People who criticize Start-Up’s story, writing, and ending are dumb
Start-Up is a show that lends itself to be criticized. If people felt the show wasn’t brave enough to let the second lead win the girl, it’s a valid criticism against K-Drama tropes. If people were satisfied with the show and thought that the story developed its themes well, then it’s perfectly fine, too. I personally felt that, as much as I rooted for Han Ji Pyeong, it didn’t make sense for him to end up with Seo Dal Mi. She had outgrown the letters and herself.
What I find amusing is that there are people angry at how the show seemed to have been written to benefit Seon Ho’s character, but are also angry at people who criticize the show for treating Seon Ho’s character so cruelly. I mean, choose a battle, right? Stop conflating the characters of the show with the actors who portray them. And just because you’re Team This or Team That, doesn’t mean your interpretation of the show will be correct. That’s why dramas are fun, everyone sees them from a different perspective. No one has a monopoly on how a show is experienced, understood, and savored.
I feel like out of all his roles, Kim Seon Ho loves being and is at his best as a theater actor. Yes, his charisma as a drama actor and entertainer is off the charts. But I feel like Seon Ho is a different beast on stage. It’s his ‘territory’ in a way. Reading the initial reviews of his current play, one senses it’s really the place where his acting prowess shines.
It’s funny because he also mentioned not being good at acting initially. He struggled. He was so bad people didn’t think he could make a career out of it. After all, he just stumbled into the profession. He originally wanted to be a doctor (thanks 2 Days 1 Night for letting us know). But I guess that’s how life works. Look where he is now.
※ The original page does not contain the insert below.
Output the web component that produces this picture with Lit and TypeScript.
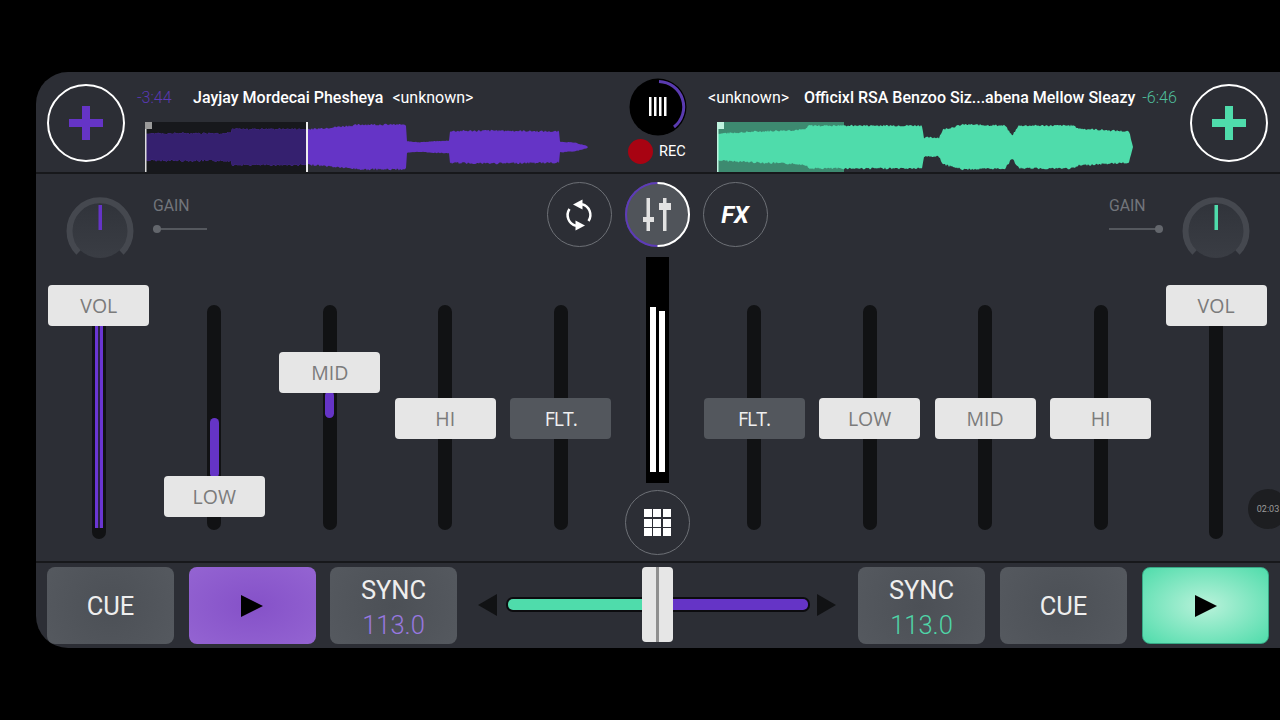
import { LitElement, html, css, svg, unsafeCSS } from "lit";
import { customElement } from "lit/decorators.js";

const PURPLE = "#6534c6";
const GREEN = "#4fdcab";

type Pt = [number, number];

function envelope(points: Pt[]): string {
  const top: string[] = [];
  const bottom: string[] = [];
  let seed = 7;
  const rnd = () => {
    seed = (seed * 9301 + 49297) % 233280;
    return seed / 233280;
  };
  for (let i = 0; i < points.length - 1; i++) {
    const [x0, h0] = points[i];
    const [x1, h1] = points[i + 1];
    for (let x = x0; x < x1; x += 1) {
      const t = (x - x0) / (x1 - x0);
      const h = h0 + (h1 - h0) * t;
      const n = h > 8 ? 1.9 : 0.6;
      top.push(`${x},${(25 - h - rnd() * n).toFixed(1)}`);
      bottom.unshift(`${x},${(25 + h + rnd() * n).toFixed(1)}`);
    }
  }
  const [lx] = points[points.length - 1];
  return [...top, `${lx},25`, ...bottom].join(" ");
}

const LEFT_WAVE: Pt[] = [
  [0, 12.5], [86, 13], [87, 17], [162, 17], [168, 17], [217, 21.5], [258, 21.5], [261, 20], [262, 5.5], [275, 4.5],
  [290, 5.5], [304, 6], [305, 15], [350, 15.5], [414, 14.5], [415, 5], [430, 4], [436, 2.5], [443, 0.5],
];
const RIGHT_WAVE: Pt[] = [
  [0, 12.5], [40, 14.5], [88, 16.5], [92, 20.5], [140, 20.5], [170, 20.5], [205, 20.5], [207, 8.5], [222, 8.5], [226, 16.5],
  [246, 21.5], [288, 20.5], [295, 10.5], [302, 20.5], [356, 20.5], [362, 17.5], [412, 14.5], [416, 0],
];

const plus = (color: string) => html`<div class="plus">
  <svg width="34" height="34" viewBox="0 0 34 34"><path fill=${color} d="M13 0h8v13h13v8H21v13h-8V21H0v-8h13z"/></svg>
</div>`;

const knob = (color: string) => html`<svg class="knob" width="68" height="68" viewBox="0 0 68 68">
  <defs><linearGradient id="kn-${color.slice(1)}" x1="0" y1="0" x2="0" y2="1"><stop offset="0" stop-color="#30333a"/><stop offset="1" stop-color="#3a3d44"/></linearGradient></defs>
  <circle cx="34" cy="34" r="29" fill="url(#kn-${color.slice(1)})"/>
  <path d="M12.5 57.5A30.5 30.5 0 1 1 55.5 57.5" fill="none" stroke="#45484f" stroke-width="6"/>
  <rect x="32.5" y="10" width="3.5" height="25" fill=${color}/>
</svg>`;

function fader(label: string, top: number, opts: { fill?: [number, number]; vol?: boolean; purple?: boolean; dark?: boolean } = {}) {
  return html`<div class="fader">
    <div class="track ${opts.vol ? "long" : ""}">
      ${opts.vol && opts.purple ? html`<div class="volfill"></div>` : ""}
    </div>
    ${opts.fill ? html`<div class="fill" style="top:${opts.fill[0]}px;height:${opts.fill[1]}px"></div>` : ""}
    <div class="handle ${opts.dark ? "dark" : ""}" style="top:${top}px">${label}</div>
  </div>`;
}

function playIcon() {
  return svg`<svg width="22" height="22" viewBox="0 0 22 22"><path d="M0 0L22 11L0 22z" fill="#000"/></svg>`;
}

@customElement("app-root")
export class AppRoot extends LitElement {
  static styles = css`
    :host { display: block; width: 1280px; height: 720px; background: #000; overflow: hidden; position: relative; font-family: Roboto, "Liberation Sans", sans-serif; }
    .page { box-sizing: border-box; height: 720px; padding: 72px 0 72px 36px; }
    .device { height: 576px; background: #2c2e35; border-radius: 32px 0 0 32px; display: flex; flex-direction: column; overflow: hidden; }

    .top { height: 100px; display: flex; padding-left: 11px; border-bottom: 2px solid #17181b; box-sizing: content-box; }
    .plus { width: 74px; height: 74px; margin-top: 12px; flex: none; border: 2px solid #fff; border-radius: 50%; display: flex; align-items: center; justify-content: center; }
    .deck { width: 490px; flex: none; display: flex; flex-direction: column; }
    .deck.left { margin-left: 12px; }
    .titles { height: 50px; display: flex; align-items: center; font-size: 16px; color: #fff; white-space: nowrap; box-sizing: border-box; padding-top: 1px; }
    .titles .time { font-weight: 300; }
    .titles b { font-weight: 500; }
    .deck.left .time { color: #5a39b4; width: 56px; }
    .deck.left .unk { margin-left: 9px; }
    .deck.right .titles { padding-left: 18px; }
    .deck.right b { margin-left: 15px; }
    .deck.right .time { color: #4fbf9c; margin-left: 7px; }
    .wave { display: block; }
    .deck.left .wave { margin-left: 8px; }
    .deck.right .wave { margin-left: 27px; }
    .centre { width: 63px; flex: none; display: flex; flex-direction: column; align-items: flex-start; padding-top: 6px; box-sizing: border-box; }
    .centre > svg { margin-left: 2px; }
    .rec { display: flex; align-items: center; gap: 6px; margin-top: 3px; font-size: 14.5px; color: #fff; margin-left: 1px; font-weight: 400; }
    .dot { width: 25px; height: 25px; border-radius: 50%; background: #a80312; }
    .deck.right + .plus { margin-left: 10px; }

    .mid { flex: none; height: 387px; display: flex; flex-direction: column; }
    .mid-top { height: 83px; display: grid; grid-template-columns: 1fr auto 1fr; padding: 0 30px; flex: none; }
    .gain { display: flex; padding-top: 21px; gap: 19px; }
    .gain.r { justify-content: flex-end; }
    .gain-info { width: 54px; color: #72757b; font-size: 15.8px; font-weight: 400; padding-top: 2px; line-height: 18px; }
    .gain-line { margin-top: 13px; height: 2px; background: #55585e; position: relative; }
    .gain-line::after { content: ""; position: absolute; width: 8px; height: 8px; border-radius: 50%; background: #63666c; top: -3px; }
    .gain.l .gain-line::after { left: 0; }
    .gain.r .gain-line::after { right: 0; }
    .knob { flex: none; }
    .btns { display: flex; gap: 13px; padding-top: 8px; margin: 0 1px 0 -1px; }
    .cb { width: 65px; height: 65px; box-sizing: border-box; border-radius: 50%; border: 1.5px solid #6d7076; display: flex; align-items: center; justify-content: center; color: #fff; }
    .cb.fx { font-size: 24px; font-weight: 700; font-style: italic; }
    .cb.mix { border: none; position: relative; background: #50545a; }
    .cb.mix > svg.ring { position: absolute; left: 0; top: 0; }

    .mid-bottom { height: 304px; display: flex; padding: 0 6.15px 0 5px; }
    .bank { display: grid; grid-template-columns: repeat(5, 115.5px); }
    .fader { position: relative; height: 304px; }
    .track { position: absolute; left: 50.75px; top: 48px; width: 14px; height: 225px; border-radius: 7px; background: #111214; }
    .track.long { top: 40px; height: 242px; }
    .volfill { position: absolute; left: 3px; width: 8.5px; box-sizing: border-box; top: 29px; bottom: 11px; background: #2a2540; border-left: 3px solid #6a36d2; border-right: 3px solid #6a36d2; }
    .fill { position: absolute; left: 53.25px; width: 9px; border-radius: 4.5px; background: ${unsafeCSS(PURPLE)}; }
    .handle { position: absolute; left: 7.25px; width: 101px; height: 41px; border-radius: 4px; background: #e6e6e6; color: #7b7b7b; font: 400 19.5px "Open Sans", sans-serif; display: flex; align-items: center; justify-content: center; }
    .handle.dark { background: #53575d; color: #f0f0f0; letter-spacing: -1px; }
    .vu-col { width: 77.85px; flex: none; display: flex; flex-direction: column; align-items: center; }
    .vu { width: 23px; height: 226px; background: #000; display: flex; align-items: flex-end; justify-content: center; gap: 3px; padding-bottom: 11px; box-sizing: border-box; }
    .vu i { width: 6px; background: #fff; display: block; }
    .grid-btn { margin-top: 7px; }
    .cells { display: grid; grid-template-columns: repeat(3, 8px); gap: 1.5px; }
    .cells i { height: 8px; background: #fff; display: block; }

    .bottom { flex: 1; border-top: 2px solid #17181b; display: flex; padding: 4px 11px 0 11px; box-sizing: border-box; }
    .pads { display: flex; flex: none; }
    .pads.l { gap: 14.5px; }
    .pads.r { gap: 15px; }
    .pad { width: 127px; height: 77px; box-sizing: border-box; flex: none; border-radius: 8px; background: radial-gradient(circle at 50% 50%, #4c5056, #55595f); color: #eee; display: flex; flex-direction: column; align-items: center; justify-content: center; font-size: 25.5px; }
    .pad.play-p { background: radial-gradient(ellipse at 50% 50%, #8551c8, #9464d2); }
    .pad.play-g { background: radial-gradient(ellipse at 50% 50%, #b9f2da, #4fdcab); border: 1px solid #37a885; }
    .pad.sync { line-height: 35px; padding-top: 4px; }
    .pad .bpm { font-weight: 300; font-size: 25.5px; }
    .bpm.p { color: #9878e0; }
    .bpm.g { color: #4fd6a8; }
    .xf { flex: 1; display: flex; align-items: center; gap: 9px; margin: 0 22px 0 21px; position: relative; height: 75px; }
    .xf svg { flex: none; }
    .xf-track { flex: 1; height: 15px; background: #0c0c0f; border-radius: 7px; padding: 2px; box-sizing: border-box; display: flex; margin-right: -2px; }
    .xf-l { width: 136px; background: ${unsafeCSS(GREEN)}; border-radius: 5px 0 0 5px; }
    .xf-r { flex: 1; background: ${unsafeCSS(PURPLE)}; border-radius: 0 5px 5px 0; }
    .xf-h { position: absolute; left: 164px; top: 0; width: 31px; height: 75px; border-radius: 4px; background: linear-gradient(90deg, #e6e6e6 0 14px, #8f8f8f 14px 17px, #e6e6e6 17px); }

    .stamp { position: absolute; left: 1248px; top: 489px; width: 40px; height: 40px; border-radius: 50%; background: #1d1e21; color: #9b9b9b; font-size: 9px; display: flex; align-items: center; justify-content: center; }
  `;

  render() {
    const leftWave = envelope(LEFT_WAVE);
    return html`<div class="page"><div class="device">
      <div class="top">
        ${plus(PURPLE)}
        <div class="deck left">
          <div class="titles"><span class="time">-3:44</span><b>Jayjay Mordecai Phesheya</b><span class="unk">&lt;unknown&gt;</span></div>
          <svg class="wave" width="470" height="50" viewBox="0 0 470 50">
            <defs><clipPath id="played"><rect x="0" width="162" height="50"/></clipPath></defs>
            <rect x="0" width="162" height="50" fill="#17181c"/>
            <polygon points=${leftWave} fill=${PURPLE}/>
            <polygon points=${leftWave} fill="#35206f" clip-path="url(#played)"/>
            <rect x="0" y="0" width="1.5" height="50" fill="#ddd"/>
            <rect x="0" y="0" width="7" height="7" fill="#9a9a9a"/>
            <rect x="161" y="0" width="2" height="50" fill="#eee"/>
          </svg>
        </div>
        <div class="centre">
          <svg width="58" height="58" viewBox="0 0 58 58">
            <circle cx="29" cy="29" r="28.5" fill="#000"/>
            <path d="M30 3.5A25.5 25.5 0 0 1 45 49" fill="none" stroke="#5a3bb0" stroke-width="3"/>
            <g fill="#fff"><rect x="20" y="19" width="2.5" height="19"/><rect x="25" y="19" width="2.5" height="19"/><rect x="30" y="19" width="2.5" height="19"/><rect x="35" y="19" width="2.5" height="19"/></g>
          </svg>
          <div class="rec"><span class="dot"></span>REC</div>
        </div>
        <div class="deck right">
          <div class="titles"><span>&lt;unknown&gt;</span><b>Officixl RSA Benzoo Siz...abena Mellow Sleazy</b><span class="time">-6:46</span></div>
          <svg class="wave" width="440" height="50" viewBox="0 0 440 50">
            <rect x="0" width="127" height="50" fill="#3d8a70"/>
            <polygon points=${envelope(RIGHT_WAVE)} fill=${GREEN}/>
            <rect x="0" y="0" width="1.5" height="50" fill="#bff3df"/>
            <rect x="0" y="0" width="7" height="7" fill="#bff3df"/>
          </svg>
        </div>
        ${plus(GREEN)}
      </div>

      <div class="mid">
        <div class="mid-top">
          <div class="gain l">${knob(PURPLE)}<div class="gain-info">GAIN<div class="gain-line"></div></div></div>
          <div class="btns">
            <div class="cb">
              <svg width="30" height="32" viewBox="0 0 30 32" fill="none" stroke="#fff" stroke-width="2.5">
                <path d="M18 5.2A11 11 0 0 1 24.5 22"/><path d="M12 26.8A11 11 0 0 1 5.5 10"/>
                <path d="M9 5.5L18.5 0.5V10.5z" fill="#fff" stroke="none"/><path d="M21 26.5L11.5 21.5V31.5z" fill="#fff" stroke="none"/>
              </svg>
            </div>
            <div class="cb mix">
              <svg class="ring" width="65" height="65" viewBox="0 0 65 65" fill="none" stroke-width="2"><path d="M32.5 1A31.5 31.5 0 0 0 32.5 64" stroke="#5d3bb8"/><path d="M32.5 1A31.5 31.5 0 0 1 32.5 64" stroke="#fff"/></svg>
              <svg width="28" height="33" viewBox="0 0 28 33" fill="#e2e2e2">
                <rect x="3.5" y="0" width="3.5" height="33"/><rect x="0" y="19" width="11" height="5"/>
                <rect x="20" y="0" width="3.5" height="33"/><rect x="16" y="5" width="12" height="7"/>
              </svg>
            </div>
            <div class="cb fx">FX</div>
          </div>
          <div class="gain r"><div class="gain-info">GAIN<div class="gain-line"></div></div>${knob(GREEN)}</div>
        </div>
        <div class="mid-bottom">
          <div class="bank">
            ${fader("VOL", 28, { vol: true, purple: true })}
            ${fader("LOW", 219, { fill: [161, 60] })}
            ${fader("MID", 95, { fill: [134, 27] })}
            ${fader("HI", 141)}
            ${fader("FLT.", 141, { dark: true })}
          </div>
          <div class="vu-col">
            <div class="vu"><i style="height:165px"></i><i style="height:161px"></i></div>
            <div class="cb grid-btn"><div class="cells">${Array.from({ length: 9 }, () => html`<i></i>`)}</div></div>
          </div>
          <div class="bank">
            ${fader("FLT.", 141, { dark: true })}
            ${fader("LOW", 141)}
            ${fader("MID", 141)}
            ${fader("HI", 141)}
            ${fader("VOL", 28, { vol: true })}
          </div>
        </div>
      </div>

      <div class="bottom">
        <div class="pads l">
          <div class="pad">CUE</div>
          <div class="pad play-p">${playIcon()}</div>
          <div class="pad sync">SYNC<span class="bpm p">113.0</span></div>
        </div>
        <div class="xf">
          <svg width="19" height="22" viewBox="0 0 19 22"><path d="M0 11L19 0V22z" fill="#111214"/></svg>
          <div class="xf-track"><div class="xf-l"></div><div class="xf-r"></div></div>
          <svg width="19" height="22" viewBox="0 0 19 22"><path d="M19 11L0 0V22z" fill="#111214"/></svg>
          <div class="xf-h"></div>
        </div>
        <div class="pads r">
          <div class="pad sync">SYNC<span class="bpm g">113.0</span></div>
          <div class="pad">CUE</div>
          <div class="pad play-g">${playIcon()}</div>
        </div>
      </div>
    </div></div>
    <div class="stamp">02:03</div>`;
  }
}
I remember him saying that acting in plays helped him overcome his childhood trauma. I think that speaks so much about what the medium means to him. It’s catharsis, freedom, power, and passion. It’s his home, the old reliable, a familiar space.
Perhaps that’s the reason why he stayed in the theater for so long and keeps coming back. He never really minded about becoming famous on TV. He seems content and incredibly happy being a theater actor.
As an introvert myself, I understand this. I see why certain forms of expression eventually become our default. For me, writing is my catharsis. It gives me a sense of purpose. That if I can write well enough I know I’m doing something for myself. Perhaps it’s the same for Seon Ho, and maybe at an even more profound level. Acting, after all, is demanding of one’s body, mind, emotion, and spirit. Kim Seon Ho is leaving bits and pieces of who he is in his roles.
Like everyone else, I can only imagine seeing him on stage live. I dream as big as ever for this experience. But I’ll definitely have to learn some Korean first. At the rate I’m going, I’ll only understand curse words and a few phrases.
Congratulations Kim Seon Ho! You’ve got great reviews on the first run of Ice. You make us awfully proud of stanning and supporting you.